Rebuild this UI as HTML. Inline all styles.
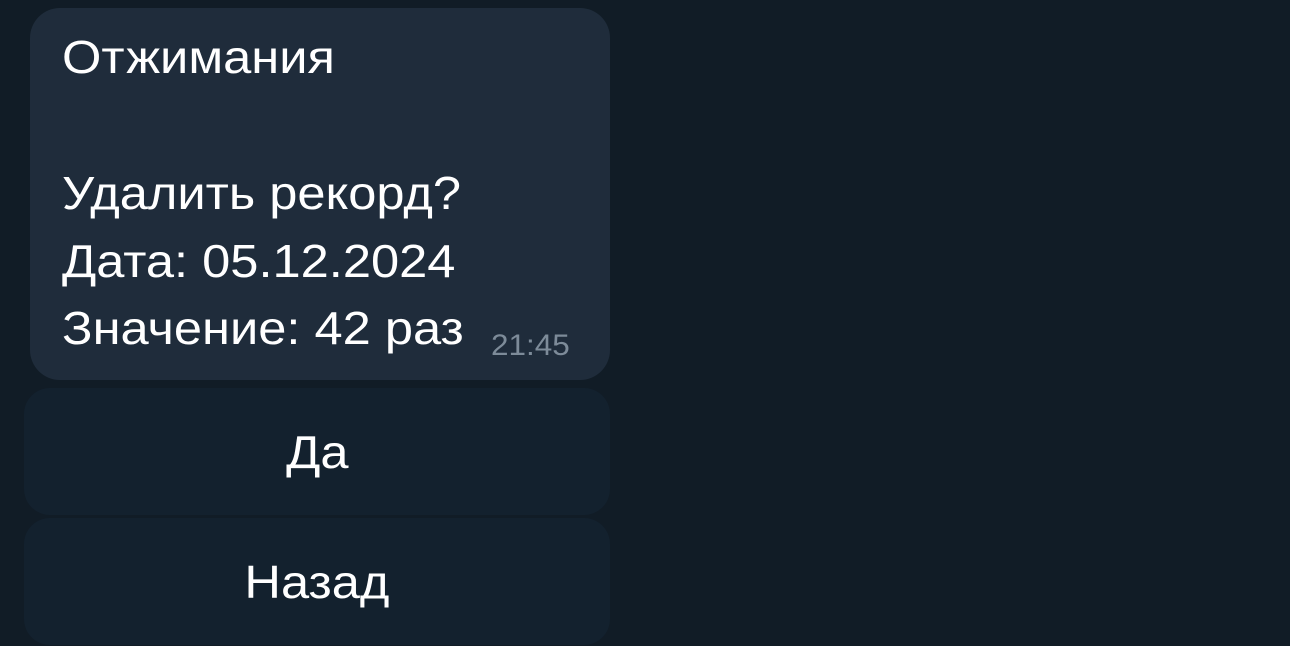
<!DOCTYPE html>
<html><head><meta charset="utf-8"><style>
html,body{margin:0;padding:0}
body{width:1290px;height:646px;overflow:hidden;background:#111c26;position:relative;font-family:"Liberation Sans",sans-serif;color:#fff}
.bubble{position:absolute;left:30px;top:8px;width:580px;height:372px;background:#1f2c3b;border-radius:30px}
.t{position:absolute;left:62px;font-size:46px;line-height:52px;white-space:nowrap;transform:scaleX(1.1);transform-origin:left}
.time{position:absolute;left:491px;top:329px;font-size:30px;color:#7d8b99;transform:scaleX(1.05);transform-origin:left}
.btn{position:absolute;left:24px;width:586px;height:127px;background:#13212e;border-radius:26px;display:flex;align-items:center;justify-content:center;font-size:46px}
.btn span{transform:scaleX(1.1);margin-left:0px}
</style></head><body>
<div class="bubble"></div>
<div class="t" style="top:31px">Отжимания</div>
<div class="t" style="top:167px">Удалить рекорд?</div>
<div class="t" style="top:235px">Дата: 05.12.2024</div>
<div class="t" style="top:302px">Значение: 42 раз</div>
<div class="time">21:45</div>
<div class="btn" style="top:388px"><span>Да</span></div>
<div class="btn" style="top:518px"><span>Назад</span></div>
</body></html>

.....

GIVEN EXERCISE: Copy the listing exactly. Any image in it stays out of the copy.

THE SOLUTION:
Rebuild this UI as HTML. Inline all styles.
<!DOCTYPE html>
<html><head><meta charset="utf-8"><style>
html,body{margin:0;padding:0}
body{width:1290px;height:646px;overflow:hidden;background:#111c26;position:relative;font-family:"Liberation Sans",sans-serif;color:#fff}
.bubble{position:absolute;left:30px;top:8px;width:580px;height:372px;background:#1f2c3b;border-radius:30px}
.t{position:absolute;left:62px;font-size:46px;line-height:52px;white-space:nowrap;transform:scaleX(1.1);transform-origin:left}
.time{position:absolute;left:491px;top:329px;font-size:30px;color:#7d8b99;transform:scaleX(1.05);transform-origin:left}
.btn{position:absolute;left:24px;width:586px;height:127px;background:#13212e;border-radius:26px;display:flex;align-items:center;justify-content:center;font-size:46px}
.btn span{transform:scaleX(1.1);margin-left:0px}
</style></head><body>
<div class="bubble"></div>
<div class="t" style="top:31px">Отжимания</div>
<div class="t" style="top:167px">Удалить рекорд?</div>
<div class="t" style="top:235px">Дата: 05.12.2024</div>
<div class="t" style="top:302px">Значение: 42 раз</div>
<div class="time">21:45</div>
<div class="btn" style="top:388px"><span>Да</span></div>
<div class="btn" style="top:518px"><span>Назад</span></div>
</body></html>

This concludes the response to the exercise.